Leaving out every picture, copy the lines of the data exactly, from the first through the line containing "FaPrint, FaQuestionCircle, FaCheck".
%%
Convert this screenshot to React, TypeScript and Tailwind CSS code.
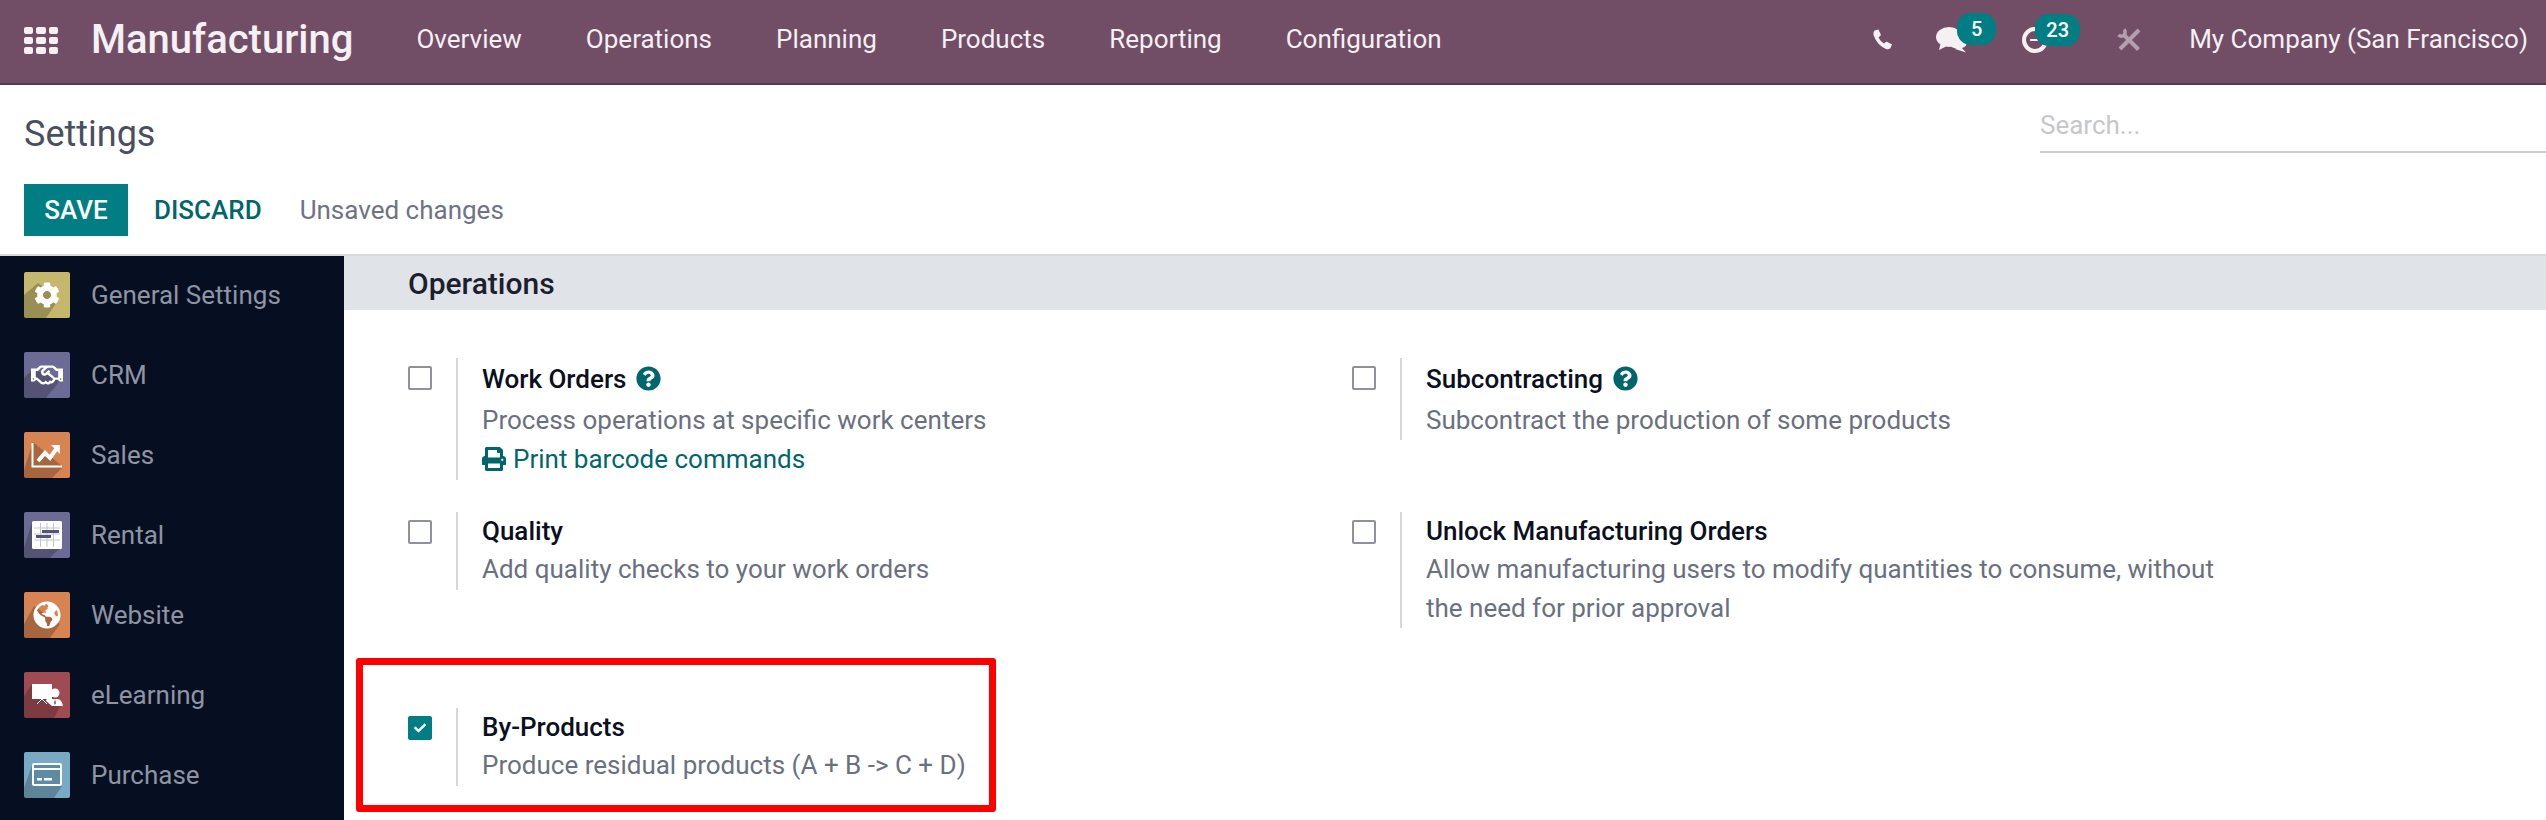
import React from 'react'
import { FaCog, FaRegHandshake, FaGlobeAmericas, FaPrint, FaQuestionCircle, FaCheck } from 'react-icons/fa'

const NAV_ITEMS = ['Overview', 'Operations', 'Planning', 'Products', 'Reporting', 'Configuration']

const AppIcon = ({ bg, shadow, children }: { bg: string; shadow: string; children: React.ReactNode }) => (
  <div className={`w-[46px] h-[46px] shrink-0 rounded-[2px] overflow-hidden ${bg}`}>
    <svg width="46" height="46" viewBox="0 0 46 46">
      <path d={shadow} fill="#000" opacity="0.22" />
      {children}
    </svg>
  </div>
)

const APPS: { name: string; bg: string; shadow: string; glyph: React.ReactNode }[] = [
  {
    name: 'General Settings',
    bg: 'bg-[#c5b76c]',
    shadow: 'M0 23 L14 11 L35 27 L22 46 L0 46 Z',
    glyph: <FaCog x={10} y={10} size={26} color="#fff" />,
  },
  {
    name: 'CRM',
    bg: 'bg-[#6c6b95]',
    shadow: 'M0 26 L8 18 L38 26 L22 46 L0 46 Z',
    glyph: <FaRegHandshake x={7} y={7} size={32} color="#fff" />,
  },
  {
    name: 'Sales',
    bg: 'bg-[#d88352]',
    shadow: 'M0 38 L9 10 L38 34 L38 36 L28 46 L0 46 Z',
    glyph: (
      <g>
        <path d="M8.5 11 V34.5 H38" fill="none" stroke="#fff" strokeWidth="2" />
        <path d="M14 29 L21 21 L26 26 L33 16" fill="none" stroke="#fff" strokeWidth="4" />
        <path d="M27 13 H36 V22 Z" fill="#fff" />
      </g>
    ),
  },
  {
    name: 'Rental',
    bg: 'bg-[#6c6b95]',
    shadow: 'M0 36 L8 10 L38 34 L26 46 L0 46 Z',
    glyph: (
      <g>
        <rect x="8" y="9" width="30" height="28" rx="1.5" fill="#fff" />
        <path d="M10 16 H36 M10 22 H36 M10 28 H36 M16.5 11 V35 M23 11 V35 M29.5 11 V35" stroke="#c3c3d2" strokeWidth="1" />
        <rect x="18" y="18" width="17" height="3" fill="#555478" />
        <rect x="12" y="23" width="15" height="3" fill="#555478" />
      </g>
    ),
  },
  {
    name: 'Website',
    bg: 'bg-[#d88352]',
    shadow: 'M0 32 L10 14 L36 32 L26 46 L0 46 Z',
    glyph: <FaGlobeAmericas x={9} y={9} size={28} color="#fff" />,
  },
  {
    name: 'eLearning',
    bg: 'bg-[#a04b52]',
    shadow: 'M0 24 L8 12 L38 30 L30 46 L0 46 Z',
    glyph: (
      <g>
        <rect x="8" y="12" width="20" height="15" fill="#fff" />
        <path d="M18 27 L13 32 M18 27 L23 32" stroke="#fff" strokeWidth="1" />
        <circle cx="31" cy="21" r="4.5" fill="#fff" />
        <path d="M23 26 L28 27 H34 Q38 28 39 34 H28 L22 29 Z" fill="#fff" />
        <path d="M31 27 L30 31 L31 33 L32 31 Z" fill="#a04b52" />
      </g>
    ),
  },
  {
    name: 'Purchase',
    bg: 'bg-[#78aac4]',
    shadow: 'M0 36 L8 13 L38 34 L30 46 L0 46 Z',
    glyph: (
      <g>
        <rect x="8" y="11" width="30" height="23" rx="2" fill="#fff" />
        <rect x="10" y="18" width="26" height="14" fill="#5f8aa3" />
        <rect x="10" y="13" width="26" height="3" fill="#5f8aa3" />
        <rect x="13" y="26" width="5" height="2.5" fill="#fff" />
        <rect x="20" y="26" width="8" height="2.5" fill="#fff" />
      </g>
    ),
  },
]

const PhoneIcon = () => (
  <svg width="21" height="21" viewBox="0 0 21 21" className="shrink-0" fill="#f4f0f3">
    <path d="M2.5 1.5 L6.5 0.5 L9 6 L6.5 8.5 Q8 12 12 14.5 L14.5 12.5 L20 15.5 L18.5 19 Q17 21 14 20 Q5 16 1.5 6 Q1 3 2.5 1.5 Z" />
  </svg>
)

const CommentsIcon = () => (
  <svg width="31" height="26" viewBox="0 0 31 26" fill="#f4f0f3">
    <ellipse cx="22" cy="17" rx="8.5" ry="4.5" />
    <path d="M24 19 L30 25.5 L19 22 Z" />
    <ellipse cx="13" cy="10" rx="13" ry="10" />
    <path d="M5 15 L3 23 L11 19 Z" />
  </svg>
)

const ToolsIcon = () => (
  <svg width="24" height="24" viewBox="0 0 24 24" fill="none" stroke="#f4f0f3" className="opacity-50">
    <path d="M7 1.5 A3.5 3.5 0 0 1 1.5 7" strokeWidth="3.5" />
    <path d="M7 7 L21.5 21.5" strokeWidth="4" />
    <path d="M22 2 L3 21" strokeWidth="4" />
  </svg>
)

const Help = () => <FaQuestionCircle className="inline-block text-[#01666b] text-[25px] ml-[10px] align-[-3px]" />

type SettingProps = {
  title: string
  help?: boolean
  checked?: boolean
  className?: string
  children: React.ReactNode
}

const Setting = ({ title, help, checked, className, children }: SettingProps) => (
  <div className="flex items-start">
    {checked ? (
      <div className="w-6 h-6 mt-2 shrink-0 rounded-[2px] bg-[#017e84] flex items-center justify-center">
        <FaCheck className="text-white text-[12px]" />
      </div>
    ) : (
      <div className="w-6 h-6 mt-2 shrink-0 rounded-[2px] border-2 border-[#8f929c] bg-white" />
    )}
    <div className={`ml-[24px] pl-6 border-l-2 border-[#d5d7db] ${className ?? ''}`}>
      <div className={`text-[26px] font-medium text-[#0b1020] ${help ? 'leading-[43px]' : 'leading-[38px]'}`}>
        {title}
        {help && <Help />}
      </div>
      <div className="text-[26px] leading-[39px] text-[#6b7080]">{children}</div>
    </div>
  </div>
)

export default function App() {
  return (
    <div className="relative w-[2546px] h-[820px] overflow-hidden bg-white flex flex-col font-['Roboto',sans-serif]">
      {/* Top bar */}
      <header className="h-[85px] shrink-0 bg-[#714d66] border-b-2 border-[#4f3b4b] flex items-center text-[#f4f0f3]">
        <div className="ml-6 -mt-[3px] w-[34px] h-[27px] grid grid-cols-3 gap-[3px]">
          {Array.from({ length: 9 }).map((_, i) => (
            <span key={i} className="bg-[#f4f0f3] rounded-[2px]" />
          ))}
        </div>
        <span className="ml-[33px] -mt-[3px] text-[40px] font-medium">Manufacturing</span>
        <nav className="ml-[63px] -mt-[4px] flex gap-[64px] text-[26px]">
          {NAV_ITEMS.map((item) => (
            <span key={item}>{item}</span>
          ))}
        </nav>
        <div className="ml-auto -mt-[4px] flex items-center pr-[18px]">
          <PhoneIcon />
          <div className="relative ml-[43px] w-[31px] h-[26px]">
            <CommentsIcon />
            <span className="absolute left-[21px] -top-[14px] w-[39px] h-[32px] rounded-[14px] bg-[#017e84] text-white text-[20px] font-medium flex items-center justify-center">
              5
            </span>
          </div>
          <div className="relative ml-[55px] w-[26px] h-[26px]">
            <div className="w-[26px] h-[26px] rounded-full border-[4px] border-[#f4f0f3]" />
            <div className="absolute left-[8px] top-[12px] w-[8px] h-[2px] bg-[#f4f0f3]" />
            <span className="absolute left-[13px] -top-[13px] w-[45px] h-[32px] rounded-[14px] bg-[#017e84] text-white text-[20px] font-medium flex items-center justify-center">
              23
            </span>
          </div>
          <div className="ml-[69px] h-6">
            <ToolsIcon />
          </div>
          <span className="ml-[48px] text-[26px]">My Company (San Francisco)</span>
        </div>
      </header>

      {/* Control panel */}
      <div className="h-[171px] shrink-0 border-b-2 border-[#d8dadd] relative pl-6">
        <div className="pt-[27px] text-[36px] leading-[44px] text-[#4a4f5f]">Settings</div>
        <div className="mt-[28px] flex items-center">
          <button className="w-[104px] h-[52px] bg-[#017e84] text-white text-[26px] font-medium">SAVE</button>
          <button className="ml-[26px] text-[26px] font-medium text-[#01666b]">DISCARD</button>
          <span className="ml-[38px] text-[26px] text-[#6f7383]">Unsaved changes</span>
        </div>
        <div className="absolute right-0 top-[20px] w-[506px] h-[48px] border-b-2 border-[#c9cbcf] flex items-center">
          <span className="-mt-[6px] text-[26px] text-[#c6c7c9]">Search...</span>
        </div>
      </div>

      <div className="flex flex-1 min-h-0">
        {/* Sidebar */}
        <aside className="w-[344px] shrink-0 bg-[#060f22] pt-4 pl-6 flex flex-col gap-[34px]">
          {APPS.map((app) => (
            <div key={app.name} className="flex items-center gap-[21px]">
              <AppIcon bg={app.bg} shadow={app.shadow}>
                {app.glyph}
              </AppIcon>
              <span className="text-[26px] text-[#8f94a2]">{app.name}</span>
            </div>
          ))}
        </aside>

        {/* Settings content */}
        <main className="flex-1 min-w-0">
          <div className="h-[54px] bg-[#e0e3e7] pl-16 flex items-center text-[30px] font-medium text-[#1b1f2e]">
            Operations
          </div>
          <div className="pl-16 pt-12 grid grid-cols-[944px_1fr] gap-y-8">
            <Setting title="Work Orders" help className="h-[122px]">
              Process operations at specific work centers
              <div className="text-[#01666b]">
                <FaPrint className="inline-block text-[24px] mr-[7px] align-[-3px]" />
                Print barcode commands
              </div>
            </Setting>
            <Setting title="Subcontracting" help className="h-[82px]">
              Subcontract the production of some products
            </Setting>
            <Setting title="Quality" className="h-[78px]">
              Add quality checks to your work orders
            </Setting>
            <Setting title="Unlock Manufacturing Orders" className="h-[116px] w-[830px]">
              Allow manufacturing users to modify quantities to consume, without the need for prior approval
            </Setting>
            <div className="mt-12">
              <Setting title="By-Products" checked className="h-[78px]">
                Produce residual products (A + B -&gt; C + D)
              </Setting>
            </div>
          </div>
        </main>
      </div>

      {/* Annotation over the By-Products option */}
      <div className="absolute left-[356px] top-[658px] w-[640px] h-[154px] border-[7px] border-[#ff0000] rounded-[3px]" />
    </div>
  )
}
%%
Output below:
Convert this screenshot to React, TypeScript and Tailwind CSS code.
import React from 'react'
import { FaCog, FaRegHandshake, FaGlobeAmericas, FaPrint, FaQuestionCircle, FaCheck } from 'react-icons/fa'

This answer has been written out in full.